Reasoning effort only takes effect on judge models that support it. vally does not validate this — the value is passed through to the model provider, which may ignore or reject it on an unsupporting model. Consult your model provider’s documentation for which models support reasoning effort and which levels they accept.

If you don’t provide a custom prompt, the default rubric evaluates:

  • Task completion — Did the agent accomplish what was asked?
  • Correctness — Is the output factually/technically correct?
  • Quality — Is the output well-structured and clear?

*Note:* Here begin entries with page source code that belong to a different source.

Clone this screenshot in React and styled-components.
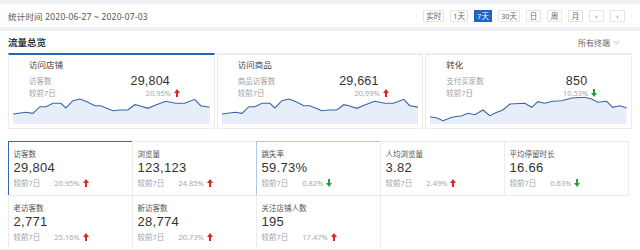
import React from "react";
import styled, { createGlobalStyle } from "styled-components";

const GlobalStyle = createGlobalStyle`
  body {
    margin: 0;
    background: #eff1f4;
    font-family: "Noto Sans", "Noto Sans CJK SC", sans-serif;
    color: #333;
    overflow: hidden;
  }
`;

const lineA = [
  [0, 17], [13, 15.3], [20, 16.3], [27, 9.7], [33, 9.7], [40, 6.3], [48, 6.3],
  [53, 11], [60, 3.7], [67, 2], [73, 4.3], [82, 8.7], [88, 8.7], [100, 13.7],
  [107, 13], [115, 13], [122, 7.7], [127, 8.7], [135, 11.3], [143, 8],
  [153, 4.3], [163, 6.3], [172, 6.3], [182, 2.3], [188, 8.7], [197, 10.3],
];

const lineB = [
  [0, 19.7], [7, 21], [13, 23.7], [22, 20.3], [32, 18.7], [38, 16.3], [45, 17.7],
  [53, 13], [60, 18.7], [67, 15.3], [73, 13], [80, 7], [95, 6.3], [102, 10.3],
  [108, 4.7], [115, 6.3], [123, 4.3], [132, 3.7], [142, 1], [155, 0.3], [162, 2],
  [168, 5.3], [177, 4.3], [183, 10.3], [190, 8.7], [197, 11],
];

const cards = [
  { title: "访问店铺", label: "访客数", value: "29,804", pct: "20.95%", up: true, line: lineA, active: true },
  { title: "访问商品", label: "商品访客数", value: "29,661", pct: "20.99%", up: true, line: lineA },
  { title: "转化", label: "支付买家数", value: "850", pct: "10.53%", up: false, line: lineB },
];

const cells = [
  { label: "访客数", value: "29,804", pct: "20.95%", up: true, tone: "active" },
  { label: "浏览量", value: "123,123", pct: "24.85%", up: true },
  { label: "跳失率", value: "59.73%", pct: "0.82%", up: false, tone: "hover" },
  { label: "人均浏览量", value: "3.82", pct: "2.49%", up: true },
  { label: "平均停留时长", value: "16.66", pct: "0.63%", up: false },
  { label: "老访客数", value: "2,771", pct: "25.16%", up: true },
  { label: "新访客数", value: "28,774", pct: "20.73%", up: true },
  { label: "关注店铺人数", value: "195", pct: "17.47%", up: true },
];

const ranges = ["实时", "1天", "7天", "30天", "日", "周", "月", "‹", "›"];

const TopBar = styled.div`
  margin-top: 4px;
  height: 23px;
  background: #fff;
  display: flex;
  align-items: center;
  justify-content: space-between;
  padding: 0 15px 0 8px;
`;

const DateText = styled.span`
  font-size: 8.5px;
  color: #555;
  letter-spacing: 0.2px;
`;

const RangeGroup = styled.div`
  display: flex;
  gap: 6px;
`;

const RangeButton = styled.span`
  height: 10px;
  min-width: 9px;
  padding: 0 2px;
  display: flex;
  align-items: center;
  justify-content: center;
  font-size: 7.5px;
  border: 1px solid ${(p) => (p.$on ? "#1f63c6" : "#e6e6e6")};
  background: ${(p) => (p.$on ? "#1f63c6" : "#fff")};
  color: ${(p) => (p.$on ? "#fff" : "#666")};
`;

const Panel = styled.div`
  margin-top: 4px;
  background: #fff;
  padding: 0 8px;
`;

const PanelHead = styled.div`
  height: 22px;
  display: flex;
  align-items: center;
  justify-content: space-between;
  padding-right: 12px;
`;

const PanelTitle = styled.span`
  font-size: 9.5px;
  font-weight: 700;
  color: #333;
`;

const Terminal = styled.span`
  font-size: 8px;
  color: #666;
  display: flex;
  align-items: center;
  gap: 3px;
`;

const CardRow = styled.div`
  display: grid;
  grid-template-columns: repeat(3, 1fr);
  gap: 2px;
  width: 624px;
`;

const Card = styled.div`
  height: 76px;
  box-sizing: border-box;
  border: 1px solid #ececec;
  border-top: 2px solid ${(p) => (p.$active ? "#2563b8" : "#ececec")};
  display: flex;
  flex-direction: column;
  padding: 4px;
`;

const CardTitle = styled.div`
  font-size: 8.5px;
  color: #444;
  padding-left: 16px;
  height: 12px;
  line-height: 12px;
`;

const StatLine = styled.div`
  display: flex;
  align-items: center;
  justify-content: space-between;
  width: ${(p) => p.$w}px;
  padding-left: 16px;
  height: ${(p) => p.$h}px;
  line-height: ${(p) => p.$h}px;
  margin-top: ${(p) => p.$mt || 0}px;
`;

const Muted = styled.span`
  font-size: 7.5px;
  color: #a3a3a3;
`;

const CardValue = styled.span`
  font-family: "Liberation Sans", sans-serif;
  font-size: 12.5px;
  color: #333;
  letter-spacing: 0.2px;
`;

const Change = styled.span`
  display: flex;
  align-items: center;
  gap: 3px;
  font-size: 7.5px;
  line-height: 10px;
  color: #a8a8a8;
`;

const Spark = styled.svg`
  display: block;
  width: 100%;
  height: 27px;
  margin-top: -1px;
`;

const Grid = styled.div`
  margin-top: 12px;
  display: grid;
  grid-template-columns: repeat(5, 124px);
  grid-auto-rows: 54px;
`;

const Cell = styled.div`
  box-sizing: border-box;
  border: 1px solid
    ${(p) => (p.$tone === "active" ? "#3567b5" : p.$tone === "hover" ? "#b3c8e6" : "#ececec")};
  margin: -0.5px;
  padding: 8px 5px 0 5px;
  display: flex;
  flex-direction: column;
`;

const CellLabel = styled.span`
  font-size: 7.5px;
  color: #555;
  line-height: 9px;
`;

const CellValue = styled.span`
  font-family: "Liberation Sans", sans-serif;
  font-size: 13px;
  color: #333;
  line-height: 15px;
  margin-top: 1px;
  letter-spacing: 0.3px;
`;

const CellFoot = styled.div`
  display: flex;
  align-items: center;
  margin-top: 3px;
  gap: 14px;
  line-height: 10px;
`;

const Filler = styled.div`
  border-left: 1px solid #ececec;
`;

function Arrow({ up }) {
  const color = up ? "#e0242b" : "#2b9a43";
  return (
    <svg width="6" height="8" viewBox="0 0 6 8">
      <g transform={up ? "" : "rotate(180 3 4)"}>
        <polygon points="3,0 6,4 4,4 4,8 2,8 2,4 0,4" fill={color} />
      </g>
    </svg>
  );
}

function Sparkline({ pts }) {
  const line = pts.map(([x, y], i) => `${i ? "L" : "M"}${x} ${y}`).join(" ");
  const area = `${line} L197 27 L0 27 Z`;
  return (
    <Spark viewBox="0 0 197 27" preserveAspectRatio="none">
      <path d={area} fill="#e7eef9" />
      <path d={line} fill="none" stroke="#3a64a8" strokeWidth="1.1" />
    </Spark>
  );
}

export default function App() {
  return (
    <>
      <GlobalStyle />
      <TopBar>
        <DateText>统计时间 2020-06-27 ~ 2020-07-03</DateText>
        <RangeGroup>
          {ranges.map((r) => (
            <RangeButton key={r} $on={r === "7天"}>
              {r}
            </RangeButton>
          ))}
        </RangeGroup>
      </TopBar>
      <Panel>
        <PanelHead>
          <PanelTitle>流量总览</PanelTitle>
          <Terminal>
            所有终端
            <svg width="7" height="5" viewBox="0 0 7 5">
              <path d="M0.5 0.8 L3.5 3.8 L6.5 0.8" fill="none" stroke="#aaa" strokeWidth="0.8" />
            </svg>
          </Terminal>
        </PanelHead>
        <CardRow>
          {cards.map((c) => (
            <Card key={c.title} $active={c.active}>
              <CardTitle>{c.title}</CardTitle>
              <StatLine $w={141} $h={14} $mt={3}>
                <Muted>{c.label}</Muted>
                <CardValue>{c.value}</CardValue>
              </StatLine>
              <StatLine $w={151} $h={10}>
                <Muted>较前7日</Muted>
                <Change>
                  {c.pct}
                  <Arrow up={c.up} />
                </Change>
              </StatLine>
              <Sparkline pts={c.line} />
            </Card>
          ))}
        </CardRow>
        <Grid>
          {cells.map((c) => (
            <Cell key={c.label} $tone={c.tone}>
              <CellLabel>{c.label}</CellLabel>
              <CellValue>{c.value}</CellValue>
              <CellFoot>
                <Muted>较前7日</Muted>
                <Change>
                  {c.pct}
                  <Arrow up={c.up} />
                </Change>
              </CellFoot>
            </Cell>
          ))}
          <Filler />
        </Grid>
      </Panel>
    </>
  );
}
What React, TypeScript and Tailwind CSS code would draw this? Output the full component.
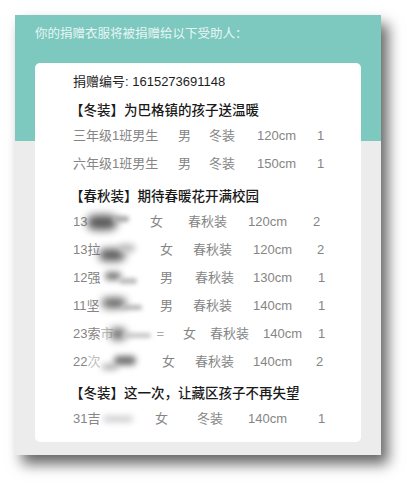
import React from "react";

type Row = {
  name: React.ReactNode;
  cells: { text: string; w: string }[];
  last: string;
  nw: string;
};

const Blob = ({ c }: { c: string }) => <span className={c} />;

const rowsA: Row[] = [
  {
    name: <span>三年级1班男生</span>,
    nw: "w-[105px]",
    cells: [
      { text: "男", w: "w-[31px]" },
      { text: "冬装", w: "w-[48px]" },
      { text: "120cm", w: "w-[60px]" },
    ],
    last: "1",
  },
  {
    name: <span>六年级1班男生</span>,
    nw: "w-[105px]",
    cells: [
      { text: "男", w: "w-[31px]" },
      { text: "冬装", w: "w-[48px]" },
      { text: "150cm", w: "w-[60px]" },
    ],
    last: "1",
  },
];

const rowsB: Row[] = [
  {
    name: (
      <>
        <span>13</span>
        <Blob c="ml-[0px] inline-block h-[15px] w-[30px] rounded-full bg-[#585858] blur-[4px]" />
        <Blob c="ml-[-4px] mb-[7px] inline-block h-[6px] w-[16px] rounded-full bg-[#a8a8a8] blur-[2px]" />
      </>
    ),
    nw: "w-[77px]",
    cells: [
      { text: "女", w: "w-[38px]" },
      { text: "春秋装", w: "w-[60px]" },
      { text: "120cm", w: "w-[65px]" },
    ],
    last: "2",
  },
  {
    name: (
      <>
        <span>13拉</span>
        <Blob c="ml-[-1px] mt-[10px] inline-block h-[12px] w-[26px] rounded-full bg-[#555555] blur-[4px]" />
        <Blob c="ml-[-6px] mb-[5px] inline-block h-[8px] w-[16px] rounded-full bg-[#bdbdbd] blur-[3px]" />
      </>
    ),
    nw: "w-[87px]",
    cells: [
      { text: "女", w: "w-[33px]" },
      { text: "春秋装", w: "w-[60px]" },
      { text: "120cm", w: "w-[64px]" },
    ],
    last: "2",
  },
  {
    name: (
      <>
        <span>12强</span>
        <Blob c="ml-[5px] mb-[5px] inline-block h-[8px] w-[16px] rounded-full bg-[#777777] blur-[3px]" />
        <Blob c="ml-[-2px] mt-[5px] inline-block h-[6px] w-[18px] rounded-full bg-[#bcbcbc] blur-[2px]" />
      </>
    ),
    nw: "w-[87px]",
    cells: [
      { text: "男", w: "w-[35px]" },
      { text: "春秋装", w: "w-[58px]" },
      { text: "130cm", w: "w-[65px]" },
    ],
    last: "1",
  },
  {
    name: (
      <>
        <span>11坚</span>
        <Blob c="ml-[2px] mb-[6px] inline-block h-[10px] w-[24px] rounded-full bg-[#5c5c5c] blur-[4px]" />
        <Blob c="ml-[-4px] mt-[3px] inline-block h-[5px] w-[20px] rounded-full bg-[#b4b4b4] blur-[2px]" />
      </>
    ),
    nw: "w-[87px]",
    cells: [
      { text: "男", w: "w-[33px]" },
      { text: "春秋装", w: "w-[60px]" },
      { text: "140cm", w: "w-[65px]" },
    ],
    last: "1",
  },
  {
    name: (
      <>
        <span>23索</span>
        <span className="text-[#bcbcbc]">市</span>
        <Blob c="ml-[-3px] inline-block h-[12px] w-[16px] rounded-full bg-[#666666] blur-[4px]" />
        <Blob c="ml-[-3px] mt-[3px] inline-block h-[5px] w-[28px] rounded-full bg-[#c6c6c6] blur-[2px]" />
        <span className="ml-[5px] text-[#aaaaaa]">=</span>
      </>
    ),
    nw: "w-[110px]",
    cells: [
      { text: "女", w: "w-[27px]" },
      { text: "春秋装", w: "w-[53px]" },
      { text: "140cm", w: "w-[55px]" },
    ],
    last: "1",
  },
  {
    name: (
      <>
        <span>22</span>
        <span className="text-[#bebebe]">次</span>
        <Blob c="ml-[2px] mt-[9px] inline-block h-[6px] w-[16px] rounded-full bg-[#b0b0b0] blur-[3px]" />
        <Blob c="ml-[-4px] mb-[3px] inline-block h-[9px] w-[22px] rounded-full bg-[#6e6e6e] blur-[3px]" />
      </>
    ),
    nw: "w-[89px]",
    cells: [
      { text: "女", w: "w-[33px]" },
      { text: "春秋装", w: "w-[58px]" },
      { text: "140cm", w: "w-[63px]" },
    ],
    last: "2",
  },
];

const rowsC: Row[] = [
  {
    name: (
      <>
        <span>31吉</span>
        <Blob c="ml-[3px] inline-block h-[6px] w-[30px] rounded-full bg-[#cccccc] blur-[3px]" />
      </>
    ),
    nw: "w-[82px]",
    cells: [
      { text: "女", w: "w-[42px]" },
      { text: "冬装", w: "w-[51px]" },
      { text: "140cm", w: "w-[70px]" },
    ],
    last: "1",
  },
];

function DataRow({ r }: { r: Row }) {
  return (
    <div className="flex h-[28px] items-center text-[13px] text-[#858585]">
      <div className={`${r.nw} flex shrink-0 items-center whitespace-nowrap`}>{r.name}</div>
      {r.cells.map((c, i) => (
        <div key={i} className={`${c.w} shrink-0 whitespace-nowrap`}>
          {c.text}
        </div>
      ))}
      <div className="whitespace-nowrap">{r.last}</div>
    </div>
  );
}

function Header({ text, mt }: { text: string; mt: string }) {
  return (
    <div className={`${mt} ml-[-3px] flex h-[22px] items-center whitespace-nowrap text-[13.5px] font-medium text-[#1a1a1a]`}>
      {text}
    </div>
  );
}

export default function App() {
  return (
    <div
      className="h-[493px] w-[418px] bg-white pl-[15px] pt-[15px]"
      style={{ fontFamily: '"Liberation Sans", "Noto Sans CJK SC", sans-serif' }}
    >
      <div className="h-[440px] w-[366px] bg-[linear-gradient(to_bottom,#7dc9bf_126px,#ececec_126px)] px-[20px] pt-[9px] shadow-[7px_9px_13px_rgba(0,0,0,0.6)]">
        <div className="flex h-[20px] items-center whitespace-nowrap text-[12.5px] text-[rgba(255,255,255,0.85)]">
          你的捐赠衣服将被捐赠给以下受助人：
        </div>
        <div className="mt-[19px] rounded-[5px] bg-white pb-[9px] pl-[38px] pt-[5px]">
          <div className="flex h-[28px] items-center whitespace-nowrap text-[13px] text-[#1e1e1e]">
            捐赠编号: 1615273691148
          </div>
          <Header text="【冬装】为巴格镇的孩子送温暖" mt="mt-[4px]" />
          {rowsA.map((r, i) => (
            <DataRow key={i} r={r} />
          ))}
          <Header text="【春秋装】期待春暖花开满校园" mt="mt-[8px]" />
          {rowsB.map((r, i) => (
            <DataRow key={i} r={r} />
          ))}
          <Header text="【冬装】这一次，让藏区孩子不再失望" mt="mt-[7px]" />
          {rowsC.map((r, i) => (
            <DataRow key={i} r={r} />
          ))}
        </div>
      </div>
    </div>
  );
}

Custom prompts let you focus on domain-specific criteria:

graders:
- type: prompt
config:
prompt: |
Evaluate whether the agent's unit tests are comprehensive:
1. Do the tests cover edge cases (empty input, nulls, errors)?
2. Are assertions specific (not just "toBeTruthy")?
3. Do the tests actually run (valid syntax, proper imports)?
✔ prompt Score: 4.2/5 (0.84) — task_completion: 5/5, correctness: 4/5, quality: 4/5
✘ prompt Score: 2.1/5 (0.42) — task_completion: 3/5, correctness: 1/5, quality: 2/5

Each criterion score is available as a sub-result in details:

✘ prompt (score: 0.42)
✔ task_completion (5/5): Agent attempted all requested tasks
✘ correctness (1/5): Generated code has syntax errors and wrong imports
✘ quality (2/5): Output is disorganized with no explanation

LLM calls can fail due to rate limits or transient errors. The prompt grader retries with exponential backoff:

  • Up to 2 retries (3 total attempts)
  • Exponential backoff with jitter (5s → 10s → 20s + random 0–1s)
  • 10 minute total budget — won’t retry past this limit
  • If all retries fail, the grader returns a failed result (score 0) with the error in evidence, rather than crashing the eval

Every trial graded by a prompt grader makes at least one LLM API call. With multi-trial:

Cost ≈ (num_stimuli × runs × prompt_graders_per_stimulus) × per-call cost

For example, 5 stimuli × 5 runs × 1 prompt grader = 25 LLM judge calls per eval.

Use --judge-model to control costs: a smaller model for iteration, a larger model for final evaluation.

The prompt grader also powers head-to-head comparison: instead of scoring one trajectory, it judges a baseline against a treatment for the same stimulus and rubric, and reports which is better and by how much. Run it with vally compare — any stimulus with a rubric can be compared.

  1. A baseline trajectory and a treatment trajectory for the same stimulus are loaded (from an experiment’s variants, or two independent runs).
  2. The judge compares them against the rubric and submits a verdict via a submit_comparison_grade tool call.
  3. To remove order bias, the comparison runs twice with the two responses swapped (position-swap debiasing). If the directions disagree on the winner, the result is a tie; if they agree on the winner but not the magnitude, the weaker magnitude wins.

The verdict is signed and treatment-relative, in [-1, 1]:

Verdict Score Meaning
much better +1.0 treatment is clearly better
slightly better +0.4 treatment is somewhat better
equal / tie 0 no meaningful difference
slightly worse -0.4 baseline is somewhat better
much worse -1.0 baseline is clearly better

See the compare CLI reference for usage, statistics, and examples.